E há uma terceira efeméride.
Justamente o aniversário da Morena.
Eu digo sempre, e repito, que o dia de aniversário dos meus, das pessoas a quem eu amo, é feriado no meu coração.
27 de janeiro é, portanto, feriado nacional no meu incorrigível, combalido e esperançoso coração.
Não custa repetir a ladainha: minha primeira mulher está viva mas morreu; a segunda morreu mas está viva; e a terceira, justo ela, a aniversariante de hoje, seguirá viva para sempre.
Valho-me desse meu espaço, dessa newsletter, desse balcão virtual que criei em 24 de março de 2004 (aqui), para dizer a todos que me lêem, meus poucos mas fiéis leitores (que já não são poucos e são bastante fiéis), que é um troço bonito demais olhar pra trás e ver os acertos que vivemos.

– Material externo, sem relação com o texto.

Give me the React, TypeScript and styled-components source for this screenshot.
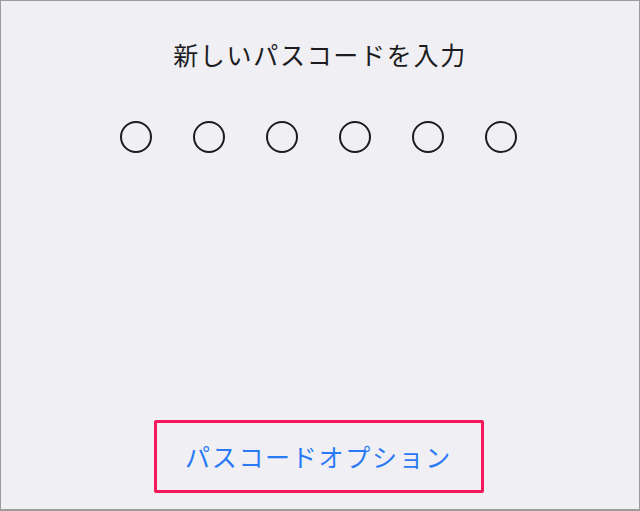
import React from 'react'
import styled, { createGlobalStyle } from 'styled-components'

const GlobalStyle = createGlobalStyle`
	html, body {
		margin: 0;
		padding: 0;
		background: #efeff4;
	}
	* {
		box-sizing: border-box;
	}
`

const Screen = styled.div`
	display: flex;
	flex-direction: column;
	align-items: center;
	width: 640px;
	height: 511px;
	border: 1px solid #9c9c9c;
	border-bottom-width: 2px;
	background: #efeff4;
	font-family: 'Noto Sans CJK JP', 'Noto Sans', sans-serif;
`

const Title = styled.h1`
	margin: 36px 0 0;
	font-size: 25px;
	font-weight: 400;
	line-height: 34px;
	letter-spacing: 1.7px;
	color: #1c1c1e;
`

const Dots = styled.div`
	display: flex;
	gap: 41px;
	margin-top: 50px;
	margin-right: 3px;
`

const Dot = styled.span`
	width: 32px;
	height: 32px;
	border: 2px solid #1c1c1e;
	border-radius: 50%;
`

const Spacer = styled.div`
	flex: 1;
`

const OptionButton = styled.button`
	display: flex;
	align-items: center;
	justify-content: center;
	width: 330px;
	height: 73px;
	margin-bottom: 16px;
	margin-right: 3px;
	padding: 0 0 2px;
	background: none;
	border: 3px solid #f5195a;
	border-radius: 2px;
	font-family: inherit;
	font-size: 25px;
	letter-spacing: 1.7px;
	color: #2a7af5;
	cursor: pointer;
`

export default function App() {
	return (
		<>
			<GlobalStyle />
			<Screen>
				<Title>新しいパスコードを入力</Title>
				<Dots>
					{Array.from({ length: 6 }, (_, i) => (
						<Dot key={i} />
					))}
				</Dots>
				<Spacer />
				<OptionButton>パスコードオプション</OptionButton>
			</Screen>
		</>
	)
}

Flávia é um desses acertos definitivos: é, e será para sempre, minha amiga e companheira no infinito de nós dois.
É bom estar em Salvador hoje, essa terra sagrada para mim.
Daqui rezarei a mais bonita das rezas em sua intenção, a fim de que não faltem a ela a saúde, o amor abundante que ela tão intensamente fez distribuir no meu caminho e no caminho de quem tem a sorte de tê-la por perto, a alegria, a prosperidade, todo o axé possível.
Ela realizou os meus sonhos mais bonitos.
E isso ninguém toma de mim.
DAS PRATELEIRAS DO BUTECO DO EDU
Estou com aguda saudade de Marianna Araujo - a última vez que nos vimos foi no dia primeiro de janeiro desse ano, na tradicional Feijoada do Dia Primeiro, que acontece na mansão de seus pais, no Flamengo. Hoje, na seção Das prateleiras do Buteco do Edu, blog que mantive ativo de março de 2004 a dezembro de 2020, em homenagem a ela - que adora o texto dessa receita! - republico Zampone, a receita, texto publicado no dia 24 de novembro de 2009, aqui.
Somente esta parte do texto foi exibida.